Dopo il colpo di Stato nel 1969 che gli diede facoltà di governare, adottò un stile ispirato al suo grande modello, Gamal Abdel Nasser, incarnando così la figura del grande guerriero rivoluzionario con l’obiettivo di rafforzare la sua percezione popolare. Protagoniste del suo armadio stravagante erano le divise militari kaki o verdi che verranno poi sostituite negli anni ’80 da uniformi con gradi dorati, spalline vistose o mappe della Libia ricamate sopra. Occhiali da sole, poi, a completare l’outfit.
A mano a mano che consolidò il suo potere, Gheddafi optò per un abbigliamento beduino, spesso indossando stampe tribali e copricapi tradizionali africani come il Kufi. Visivamente il suo messaggio esponeva in pubblica piazza le idee politiche di un’unità continentale e il rifiuto delle influenze culturali occidentali. L’abbigliamento, ispirato alle tradizioni africane, era anche un modo per ribadire la lotta al colonialismo e ben presto si arricchì di stoffe ispirate a figure come Nelson Mandela o Kwame Nkrumah, veicolando il legame con i loro valori e il loro operato.
Negli anni duemila, gli ultimi a guida del Paese, Muammar Gheddafi indossò spesso lo jard, un lungo mantello bianco o marrone tipico della cultura berbera e araba, a rappresentazione del legame col popolo libico e dell’intenzione di apparire una guida spirituale e non un semplice governante.
La resistenza culturale post-rivoluzionaria
Se sotto il comando di Gheddafi, l’abbigliamento divenne un codice formale e un simbolo di potere, dopo la rivoluzione del 2011, trovò espressione soprattutto tra le comunità oppresse dal regime, grazie alle quali esplose una nuova affermazione della propria identità politica e sociale.
Tra le prime file il ritorno della tradizione amazigh, geometrica e vivace nei colori, espressione dell’identità berbera scoraggiata in tutte le sue manifestazioni e il cui simbolo è divenuto il burnus amazigh, un mantello con cappuccio, incarnazione della resistenza culturale nelle celebrazioni pubbliche. Inoltre nella comunità tuareg, nel sud della Libia, il turban sahariano ha assunto il valore di orgoglio e dignità oltre che di appartenenza tribale.
Soprattutto tra le nuove generazioni l’abbigliamento è servito come rivendicazione di diritti o come strumento di riconciliazione e affermazione politica. I giovani hanno trovato la loro voce in opposizione al regime di Gheddafi indossando t-shirt con la bandiera libica antecedente al suo arrivo (rossa, nera e verde).

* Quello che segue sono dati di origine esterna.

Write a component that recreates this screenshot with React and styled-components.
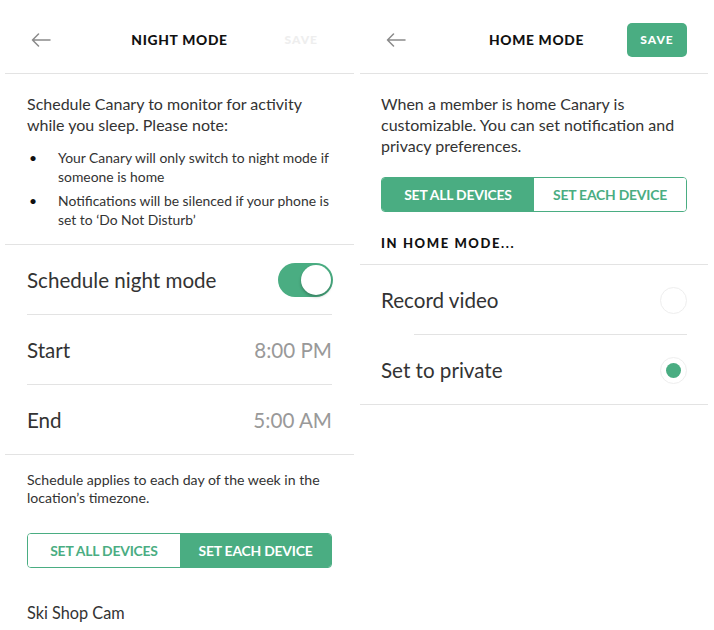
import React from "react";
import styled, { createGlobalStyle } from "styled-components";

const green = "#4aad82";

const Global = createGlobalStyle`
  html, body { margin: 0; padding: 0; background: #fff; }
  body { font-family: Lato, "Open Sans", sans-serif; color: #333; -webkit-font-smoothing: antialiased; }
`;

const Page = styled.div`
  width: 714px;
  height: 630px;
  overflow: hidden;
  display: flex;
  gap: 6px;
  padding: 0 6px 0 5px;
  box-sizing: border-box;
  background: #fff;
`;

const Panel = styled.div`
  flex: 0 0 ${(p) => p.$w}px;
  display: flex;
  flex-direction: column;
`;

const Header = styled.div`
  height: 74px;
  border-bottom: 1px solid #e3e3e3;
  box-sizing: border-box;
  display: grid;
  grid-template-columns: 1fr auto 1fr;
  align-items: center;
  padding: 6px ${(p) => p.$pr}px 0 ${(p) => p.$pl}px;
`;

const Back = styled.div`
  display: flex;
  align-items: center;
  color: #8a8a8a;
`;

const Title = styled.div`
  font-weight: 900;
  font-size: 13.8px;
  letter-spacing: 0.7px;
  color: #111;
  text-align: center;
`;

const SaveWrap = styled.div`
  display: flex;
  justify-content: flex-end;
`;

const Save = styled.div`
  width: ${(p) => (p.$active ? "60px" : "auto")};
  height: 34px;
  border-radius: 5px;
  background: ${(p) => (p.$active ? green : "transparent")};
  color: ${(p) => (p.$active ? "#fff" : "#eeeeee")};
  font-weight: 900;
  font-size: 12px;
  letter-spacing: 1px;
  display: flex;
  align-items: center;
  justify-content: center;
  margin-right: ${(p) => (p.$active ? "0" : "10px")};
`;

const Section = styled.div`
  padding: ${(p) => p.$pad};
  border-bottom: ${(p) => (p.$border ? "1px solid #e3e3e3" : "none")};
`;

const Para = styled.p`
  margin: 0;
  font-size: 16px;
  line-height: 20.8px;
  color: #333;
`;

const List = styled.ul`
  list-style: none;
  margin: 12px 0 0;
  padding: 0;
  display: flex;
  flex-direction: column;
  gap: 5px;
`;

const Item = styled.li`
  display: grid;
  grid-template-columns: 31px 1fr;
  font-size: 13.9px;
  line-height: 19px;
  color: #333;
  &::before {
    content: "•";
    padding-left: 2px;
    color: #111;
  }
`;

const Row = styled.div`
  height: 70px;
  box-sizing: border-box;
  display: flex;
  align-items: center;
  justify-content: space-between;
  padding: 0 ${(p) => p.$pr}px 0 ${(p) => p.$pl}px;
  position: relative;
  &::after {
    content: "";
    position: absolute;
    bottom: 0;
    height: 1px;
    background: #e3e3e3;
    left: ${(p) => p.$lineL}px;
    right: ${(p) => p.$lineR}px;
  }
`;

const RowLabel = styled.span`
  font-size: 20.6px;
  color: #333;
`;

const RowValue = styled.span`
  font-size: 20.6px;
  color: #999;
`;

const Toggle = styled.div`
  width: 55px;
  height: 34px;
  border-radius: 17px;
  background: ${green};
  position: relative;
  margin-top: 1px;
  &::after {
    content: "";
    position: absolute;
    top: 2px;
    right: 2px;
    width: 30px;
    height: 30px;
    border-radius: 50%;
    background: #fff;
    box-shadow: 0 2px 3px rgba(0, 0, 0, 0.25);
  }
`;

const Radio = styled.div`
  width: 25px;
  height: 25px;
  border-radius: 50%;
  border: 1.5px solid #eee;
  display: flex;
  align-items: center;
  justify-content: center;
  &::after {
    content: "";
    width: 15px;
    height: 15px;
    border-radius: 50%;
    background: ${(p) => (p.$on ? green : "transparent")};
  }
`;

const Small = styled.p`
  margin: 0;
  font-size: 14.1px;
  line-height: 18px;
  color: #333;
`;

const Segmented = styled.div`
  display: grid;
  grid-template-columns: ${(p) => p.$cols};
  height: 35px;
  border: 1.5px solid ${green};
  border-radius: 4px;
  overflow: hidden;
  box-sizing: border-box;
  margin: ${(p) => p.$margin};
`;

const Seg = styled.div`
  display: flex;
  align-items: center;
  justify-content: center;
  background: ${(p) => (p.$on ? green : "#fff")};
  color: ${(p) => (p.$on ? "#fff" : green)};
  font-weight: 700;
  font-size: 13.9px;
  letter-spacing: -0.2px;
`;

const Device = styled.div`
  font-size: 16.3px;
  color: #333;
  padding: 35px 0 0 22px;
`;

const Caps = styled.div`
  font-weight: 900;
  font-size: 13px;
  letter-spacing: 1.6px;
  color: #111;
  padding: 0 21px 13px;
  border-bottom: 1px solid #e3e3e3;
`;

const Arrow = () => (
  <svg width="20" height="14" viewBox="0 0 20 14" fill="none" stroke="#8a8a8a" strokeWidth="1.5" strokeLinecap="round" strokeLinejoin="round">
    <path d="M19 7H1.5M7.5 1L1.5 7l6 6" />
  </svg>
);

export default function App() {
  return (
    <>
      <Global />
      <Page>
        <Panel $w={349}>
          <Header $pl={26} $pr={26}>
            <Back><Arrow /></Back>
            <Title>NIGHT MODE</Title>
            <SaveWrap><Save>SAVE</Save></SaveWrap>
          </Header>
          <Section $pad="20px 22px 15px" $border>
            <Para>
              Schedule Canary to monitor for activity while you sleep. Please note:
            </Para>
            <List>
              <Item><span>Your Canary will only switch to night mode if someone is home</span></Item>
              <Item><span>Notifications will be silenced if your phone is set to ‘Do Not Disturb’</span></Item>
            </List>
          </Section>
          <Row $pl={22} $pr={21} $lineL={22} $lineR={22}>
            <RowLabel>Schedule night mode</RowLabel>
            <Toggle />
          </Row>
          <Row $pl={22} $pr={22} $lineL={22} $lineR={22}>
            <RowLabel>Start</RowLabel>
            <RowValue>8:00 PM</RowValue>
          </Row>
          <Row $pl={22} $pr={22} $lineL={0} $lineR={0}>
            <RowLabel>End</RowLabel>
            <RowValue>5:00 AM</RowValue>
          </Row>
          <Section $pad="16px 22px 0">
            <Small>Schedule applies to each day of the week in the location’s timezone.</Small>
            <Segmented $cols="152px 1fr" $margin="26px 0 0">
              <Seg>SET ALL DEVICES</Seg>
              <Seg $on>SET EACH DEVICE</Seg>
            </Segmented>
          </Section>
          <Device>Ski Shop Cam</Device>
        </Panel>
        <Panel $w={348}>
          <Header $pl={26} $pr={21}>
            <Back><Arrow /></Back>
            <Title>HOME MODE</Title>
            <SaveWrap><Save $active>SAVE</Save></SaveWrap>
          </Header>
          <Section $pad="20px 21px 0">
            <Para>
              When a member is home Canary is customizable. You can set notification and privacy preferences.
            </Para>
            <Segmented $cols="152px 1fr" $margin="21px 0 0">
              <Seg $on>SET ALL DEVICES</Seg>
              <Seg>SET EACH DEVICE</Seg>
            </Segmented>
          </Section>
          <Section $pad="23px 0 0">
            <Caps>IN HOME MODE...</Caps>
          </Section>
          <Row $pl={21} $pr={21} $lineL={54} $lineR={21}>
            <RowLabel>Record video</RowLabel>
            <Radio />
          </Row>
          <Row $pl={21} $pr={21} $lineL={0} $lineR={0}>
            <RowLabel>Set to private</RowLabel>
            <Radio $on />
          </Row>
        </Panel>
      </Page>
    </>
  );
}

La nuova narrazione nazionale della Libia
Come per chi si addentra nelle strade della Medina a Tripoli, dense di storia e tradizione, oppure passeggia per i souk di Bengasi e viene travolto dall’essenza culturale della Libia, così il vestiario è testimone della sua narrazione politica e sociale.
La tunica tradizionale per enfatizzare le radici culturali e l’abito occidentale per manifestare volontà di cooperazione europea sono solo alcuni degli utilizzi dell’abbigliamento in materia di soft power libica. La moda, infatti, non solo conserva memoria delle tradizioni di un Paese, ma può essere un potente mezzo di proiezione internazionale. Capi che raccontano la storia e che riflettono la volontà di dialogo con il mondo.
Nel costruire una nuova narrativa nazionale, i rappresentanti politici libici potrebbero sfruttare l’abbigliamento come fonte di visibilità culturale. Tutte scelte sartoriali che potrebbero celebrare la cultura del Paese che è anche pronto ad affrontare le sfide moderne, dimostrando dinamismo e adattabilità.